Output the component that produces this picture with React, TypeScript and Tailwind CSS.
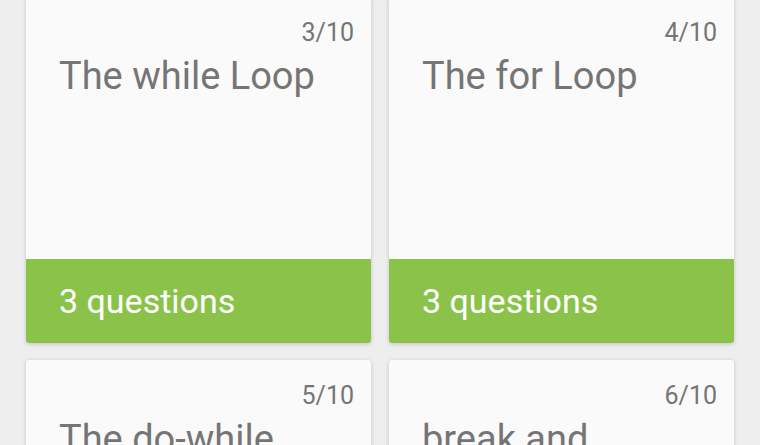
const lessons = [
  { n: "3/10", title: "The while Loop", questions: 3 },
  { n: "4/10", title: "The for Loop", questions: 3 },
  { n: "5/10", title: "The do-while Loop", questions: 3 },
  { n: "6/10", title: "break and continue", questions: 2 },
];

function LessonCard({ n, title, questions }: { n: string; title: string; questions: number }) {
  return (
    <div className="flex h-[346px] flex-col overflow-hidden rounded-[3px] bg-[#fafafa] shadow-[0_1px_4px_rgba(0,0,0,0.18)]">
      {/* body */}
      <div className="flex-1 pt-[21px] pr-[17px] pl-[33px]">
        <div className="text-right text-[25px] leading-[29px] text-[#757575]">{n}</div>
        <div className="mt-[7px] text-[38px] leading-[44px] text-[#757575]">{title}</div>
      </div>
      {/* footer */}
      <div className="flex h-[84px] items-center bg-[#8bc34a] pl-[33px] text-[34px] text-white">
        {questions} questions
      </div>
    </div>
  );
}

export default function App() {
  return (
    <div className="h-[445px] w-full overflow-hidden bg-[#eeeeee] font-['Roboto',sans-serif]">
      <div className="-mt-[3px] grid grid-cols-2 gap-x-[18px] gap-y-[17px] pl-[26px] pr-[26px]">
        {lessons.map((l) => (
          <LessonCard key={l.n} {...l} />
        ))}
      </div>
    </div>
  );
}
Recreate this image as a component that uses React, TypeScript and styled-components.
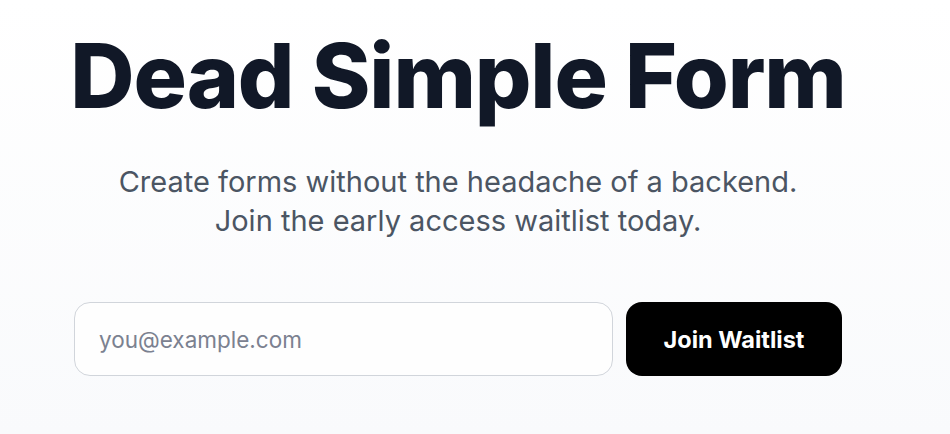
import React from 'react';
import styled, { createGlobalStyle } from 'styled-components';

const GlobalStyle = createGlobalStyle`
  html, body {
    margin: 0;
    padding: 0;
  }
  body {
    font-family: Inter, "Noto Sans", "Liberation Sans", sans-serif;
    background: linear-gradient(180deg, #ffffff 0%, #f9fafc 100%);
    min-height: 100vh;
  }
`;

const Page = styled.main`
  min-height: 100vh;
  box-sizing: border-box;
  display: flex;
  flex-direction: column;
  align-items: center;
  padding: 31px 34px 0 0;
`;

const Title = styled.h1`
  margin: 0;
  font-size: 89px;
  line-height: 1;
  font-weight: 800;
  letter-spacing: -0.013em;
  color: #111827;
`;

const Subtitle = styled.p`
  margin: 42px 0 0;
  font-size: 29px;
  line-height: 39px;
  font-weight: 400;
  color: #4b5563;
  text-align: center;
`;

const Form = styled.form`
  margin-top: 62px;
  width: 768px;
  display: flex;
  gap: 13px;
`;

const EmailInput = styled.input`
  flex: 1;
  height: 74px;
  box-sizing: border-box;
  padding: 0 24px;
  border: 1px solid #d1d5db;
  border-radius: 16px;
  background: #fefefe;
  font-family: inherit;
  font-size: 22.5px;
  color: #111827;
  outline: none;

  &::placeholder {
    color: #7b8190;
  }
`;

const JoinButton = styled.button`
  width: 216px;
  height: 74px;
  border: none;
  border-radius: 16px;
  background: #000000;
  color: #ffffff;
  font-family: inherit;
  font-size: 23.5px;
  font-weight: 700;
  cursor: pointer;
`;

const App = () => {
  return (
    <>
      <GlobalStyle />
      <Page>
        <Title>Dead Simple Form</Title>
        <Subtitle>
          Create forms without the headache of a backend.
          <br />
          Join the early access waitlist today.
        </Subtitle>
        <Form onSubmit={(e) => e.preventDefault()}>
          <EmailInput type="email" placeholder="you@example.com" />
          <JoinButton type="submit">Join Waitlist</JoinButton>
        </Form>
      </Page>
    </>
  );
};

export default App;
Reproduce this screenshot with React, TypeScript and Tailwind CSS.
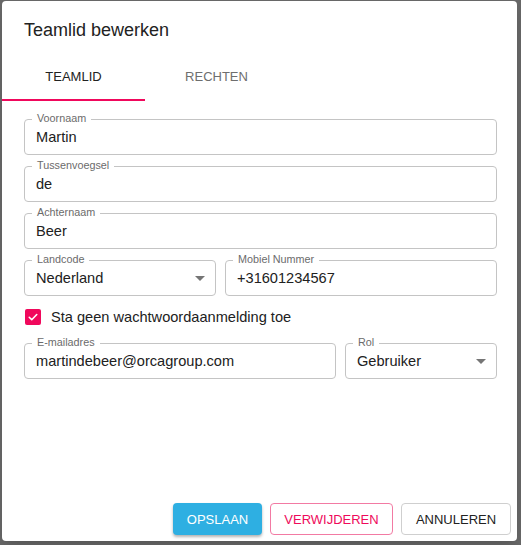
import type { ReactNode } from 'react';

function Field({
  label,
  value,
  select = false,
  className = '',
}: {
  label: string;
  value: string;
  select?: boolean;
  className?: string;
}) {
  return (
    <div
      className={`relative flex h-[36px] items-center rounded-[4px] border border-[#c4c4c4] pl-[11px] pr-[10px] ${className}`}
    >
      <span className="absolute -top-[7px] left-[7px] bg-white px-[5px] text-[10.8px] leading-none text-[#6b6b6b]">
        {label}
      </span>
      <span className="flex-1 text-[14.6px] leading-[17px] text-[#212121]">{value}</span>
      {select && (
        <svg width="10" height="5" viewBox="0 0 10 5" className="shrink-0">
          <polygon points="0,0 10,0 5,5" fill="#757575" />
        </svg>
      )}
    </div>
  );
}

function Button({
  children,
  className,
}: {
  children: ReactNode;
  className: string;
}) {
  return (
    <button
      type="button"
      className={`flex h-[32px] items-center justify-center rounded-[4px] text-[13px] leading-none ${className}`}
    >
      {children}
    </button>
  );
}

export default function App() {
  return (
    <div className="min-h-screen bg-[#676767] pl-[2px] pt-px font-['Liberation_Sans',Arial,sans-serif]">
      <div className="flex h-[540px] w-[515px] flex-col rounded-[4px] bg-white shadow-lg">
        <h2 className="pl-[22px] pt-[17px] text-[18px] leading-[24px] text-[#222]">
          Teamlid bewerken
        </h2>

        <div className="mt-[11px] flex h-[48px]">
          <div className="relative flex w-[143px] items-center justify-center text-[13px] text-[#222]">
            TEAMLID
            <span className="absolute bottom-0 left-0 right-0 h-[2px] bg-[#f0085c]" />
          </div>
          <div className="flex w-[143px] items-center justify-center text-[13px] text-[#6e6e6e]">
            RECHTEN
          </div>
        </div>

        <div className="mt-[18px] flex flex-col pl-[22px] pr-[20px]">
          <Field label="Voornaam" value="Martin" />
          <Field label="Tussenvoegsel" value="de" className="mt-[11px]" />
          <Field label="Achternaam" value="Beer" className="mt-[11px]" />
          <div className="mt-[11px] flex gap-[9px]">
            <Field label="Landcode" value="Nederland" select className="w-[192px]" />
            <Field label="Mobiel Nummer" value="+31601234567" className="flex-1" />
          </div>

          <label className="mt-[13px] flex h-[16px] items-center gap-[10px] pl-px">
            <span className="flex h-[16px] w-[16px] items-center justify-center rounded-[2px] bg-[#f0085c]">
              <svg width="12" height="12" viewBox="0 0 24 24">
                <path
                  d="M4.5 12.5l5 5L19.5 7"
                  fill="none"
                  stroke="white"
                  strokeWidth="3.2"
                  strokeLinecap="round"
                  strokeLinejoin="round"
                />
              </svg>
            </span>
            <span className="text-[14.6px] leading-[17px] text-[#212121]">
              Sta geen wachtwoordaanmelding toe
            </span>
          </label>

          <div className="mt-[18px] flex gap-[9px]">
            <Field label="E-mailadres" value="martindebeer@orcagroup.com" className="w-[312px]" />
            <Field label="Rol" value="Gebruiker" select className="flex-1" />
          </div>
        </div>

        <div className="mt-auto flex justify-end gap-[8px] pb-[6px] pr-[6px]">
          <Button className="w-[89px] bg-[#2eafe2] text-white shadow-[0_2px_3px_rgba(0,0,0,0.3)]">
            OPSLAAN
          </Button>
          <Button className="w-[123px] border border-[#f27aa3] text-[#ee0a5b]">
            VERWIJDEREN
          </Button>
          <Button className="w-[110px] border border-[#cfcfcf] text-[#222]">
            ANNULEREN
          </Button>
        </div>
      </div>
    </div>
  );
}
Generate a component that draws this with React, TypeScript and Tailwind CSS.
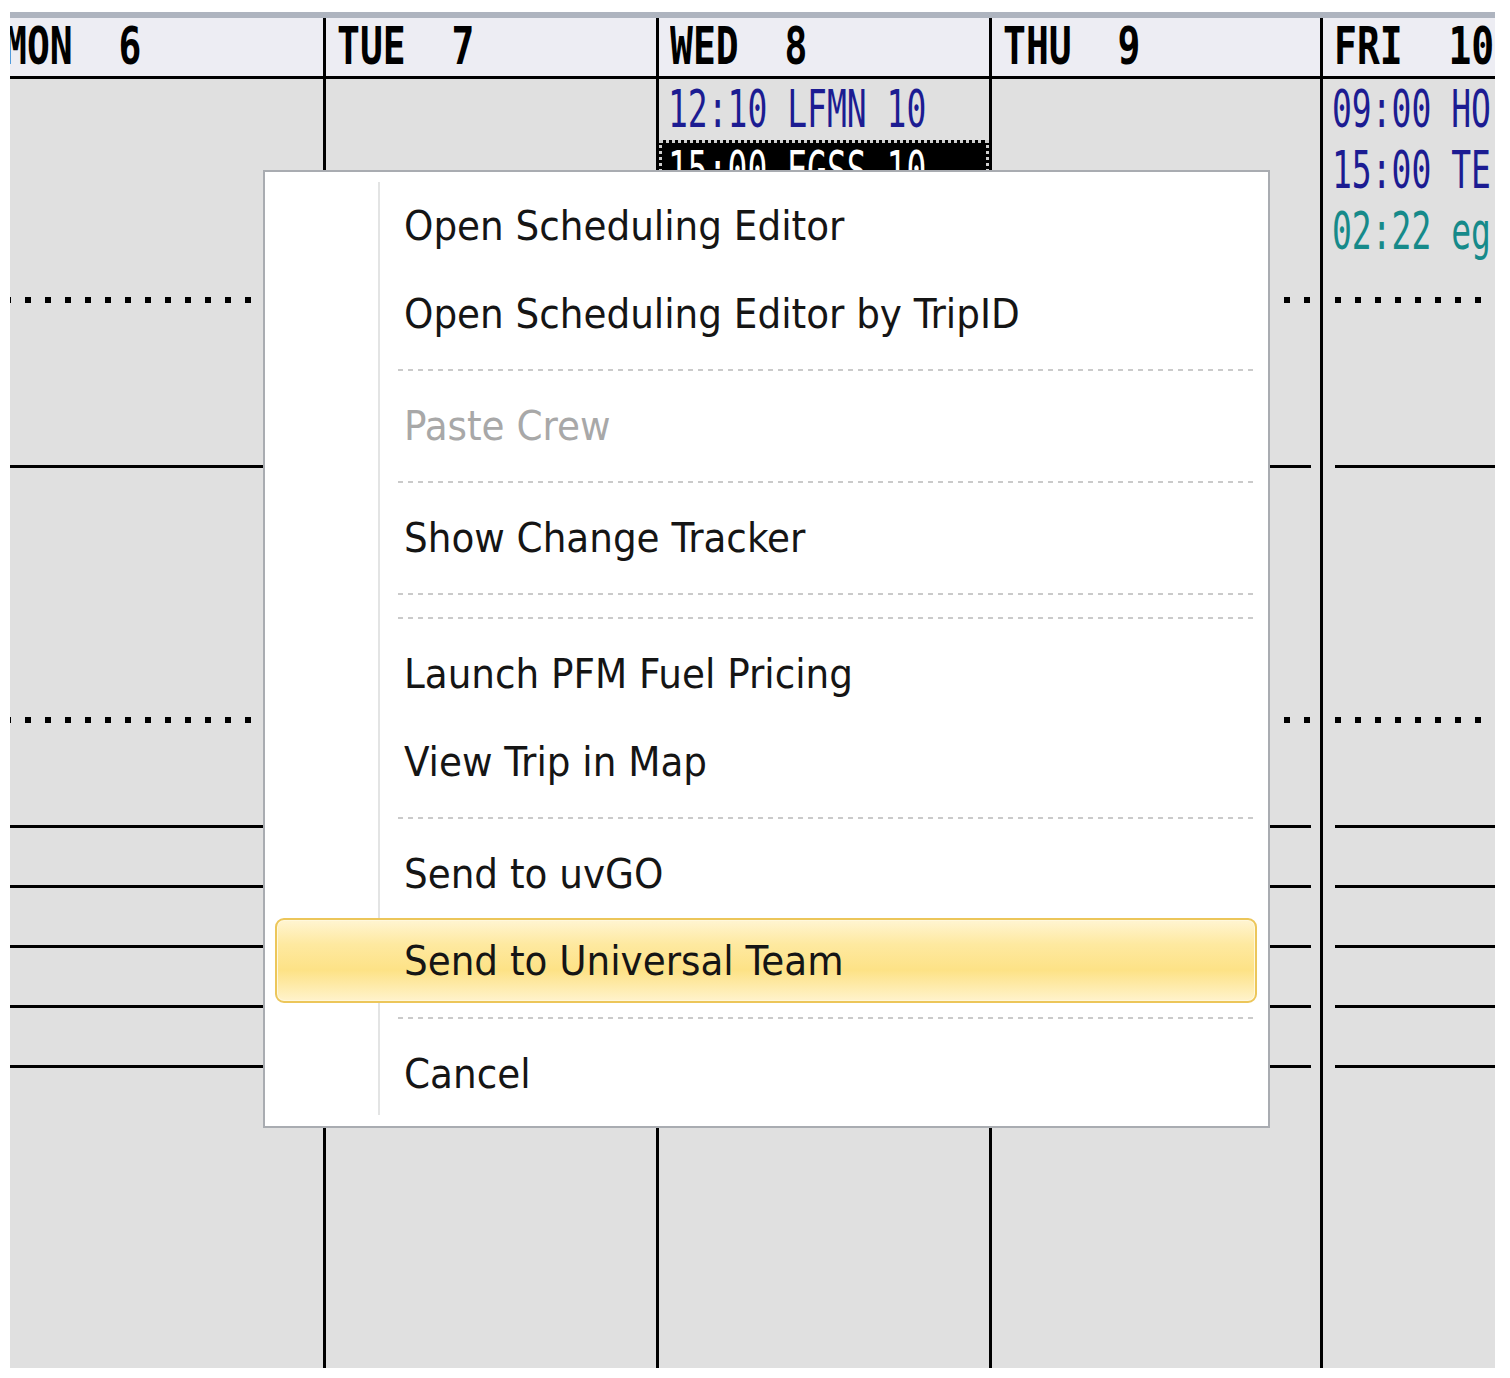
import React from "react";

type Ev = { text: string; color?: string; selected?: boolean };
type Col = { label: string; width: string; events: Ev[] };

const cols: Col[] = [
  { label: "MON  6", width: "w-[333px]", events: [] },
  { label: "TUE  7", width: "w-[333px]", events: [] },
  {
    label: "WED  8",
    width: "w-[333px]",
    events: [
      { text: "12:10 LFMN 10" },
      { text: "15:00 EGSS 10", selected: true },
    ],
  },
  { label: "THU  9", width: "w-[331px]", events: [] },
  {
    label: "FRI  10",
    width: "w-[333px]",
    events: [
      { text: "09:00 HO" },
      { text: "15:00 TE" },
      { text: "02:22 eg", color: "teal" },
    ],
  },
];

function Dotted() {
  return (
    <div className="ml-[12px] mr-[9px] h-[6px] shrink-0 bg-[linear-gradient(to_right,#000_0_6px,transparent_6px)] bg-[length:20px_6px]" />
  );
}

function Solid() {
  return <div className="ml-[12px] mr-[9px] h-[3px] shrink-0 bg-black" />;
}

function EventRow({ ev }: { ev: Ev }) {
  if (ev.selected) {
    return (
      <div className="h-[61px] flex items-center pl-[6px] bg-black border-[3px] border-dotted border-[#cfcfcf] text-white">
        <span className="inline-block whitespace-pre text-[33px] leading-none scale-y-[1.54] font-['DejaVu_Sans_Mono',monospace]">
          {ev.text}
        </span>
      </div>
    );
  }
  return (
    <div
      className={
        "h-[61px] flex items-center pl-[9px] " +
        (ev.color === "teal" ? "text-[#168a8a]" : "text-[#1c1c92]")
      }
    >
      <span className="inline-block whitespace-pre text-[33px] leading-none scale-y-[1.54] font-['DejaVu_Sans_Mono',monospace]">
        {ev.text}
      </span>
    </div>
  );
}

function Column({ col }: { col: Col }) {
  return (
    <div className={col.width + " shrink-0 border-l-[3px] border-black flex flex-col overflow-hidden"}>
      <div className="h-[61px] shrink-0 bg-[#ededf3] border-b-[3px] border-black flex items-center pl-[11px]">
        <span className="inline-block whitespace-pre text-[38px] font-bold leading-none scale-y-[1.34] text-black font-['DejaVu_Sans_Mono',monospace]">
          {col.label}
        </span>
      </div>
      <div className="h-[218px] shrink-0 flex flex-col">
        {col.events.map((e, i) => (
          <EventRow key={i} ev={e} />
        ))}
      </div>
      <Dotted />
      <div className="h-[162px] shrink-0" />
      <Solid />
      <div className="h-[249px] shrink-0" />
      <Dotted />
      <div className="h-[102px] shrink-0" />
      <Solid />
      <div className="h-[57px] shrink-0" />
      <Solid />
      <div className="h-[57px] shrink-0" />
      <Solid />
      <div className="h-[57px] shrink-0" />
      <Solid />
      <div className="h-[57px] shrink-0" />
      <Solid />
      <div className="flex-1" />
    </div>
  );
}

type MenuEntry =
  | { kind: "item"; label: string; disabled?: boolean; active?: boolean }
  | { kind: "sep" };

const menu: MenuEntry[] = [
  { kind: "item", label: "Open Scheduling Editor" },
  { kind: "item", label: "Open Scheduling Editor by TripID" },
  { kind: "sep" },
  { kind: "item", label: "Paste Crew", disabled: true },
  { kind: "sep" },
  { kind: "item", label: "Show Change Tracker" },
  { kind: "sep" },
  { kind: "sep" },
  { kind: "item", label: "Launch PFM Fuel Pricing" },
  { kind: "item", label: "View Trip in Map" },
  { kind: "sep" },
  { kind: "item", label: "Send to uvGO" },
  { kind: "item", label: "Send to Universal Team", active: true },
  { kind: "sep" },
  { kind: "item", label: "Cancel" },
];

const menuFont =
  "font-['DejaVu_Sans_Condensed','DejaVu_Sans',sans-serif] font-stretch-condensed text-[41.5px] leading-none whitespace-pre";

function ContextMenu() {
  return (
    <div className="absolute left-[263px] top-[170px] w-[1007px] h-[958px] bg-white border-2 border-[#a9acb1] py-[10px]">
      <div className="absolute left-[113px] top-[10px] bottom-[11px] w-[2px] bg-[#e3e4e4]" />
      <div className="relative flex flex-col">
        {menu.map((m, i) => {
          if (m.kind === "sep") {
            return (
              <div key={i} className="h-[24px] flex items-center ml-[133px] mr-[13px]">
                <div className="w-full h-[2px] bg-[linear-gradient(to_right,#cacaca_0_5px,transparent_5px)] bg-[length:10px_2px]" />
              </div>
            );
          }
          if (m.active) {
            return (
              <div key={i} className="h-[88px] pb-[3px]">
                <div className="h-[85px] ml-[10px] mr-[11px] rounded-[9px] border-2 border-[#ecc65a] bg-[linear-gradient(to_bottom,#fff5d2_0%,#fee9a0_30%,#fde286_62%,#fff3cc_100%)] shadow-[inset_0_0_0_1px_#fff8dc] flex items-center pl-[127px]">
                  <span className={menuFont + " text-[#151515]"}>{m.label}</span>
                </div>
              </div>
            );
          }
          return (
            <div key={i} className="h-[88px] flex items-center pl-[139px]">
              <span className={menuFont + (m.disabled ? " text-[#a8a8a8]" : " text-[#151515]")}>
                {m.label}
              </span>
            </div>
          );
        })}
      </div>
    </div>
  );
}

export default function App() {
  return (
    <div className="relative w-[1510px] h-[1378px] bg-white pl-[10px] pt-[12px] overflow-hidden">
      <div className="w-[1485px] h-[1356px] overflow-hidden bg-[#e0e0e0] flex flex-col">
        <div className="h-[6px] shrink-0 bg-[#aeb4bf]" />
        <div className="flex ml-[-20px] flex-1">
          {cols.map((c, i) => (
            <Column key={i} col={c} />
          ))}
        </div>
      </div>
      <ContextMenu />
    </div>
  );
}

========================================================================

# GIVEN REQUEST
Go over the entries above and say how many lines hold the string "TypeScript", with no other text.

# RESPONSE TO THE TASK
4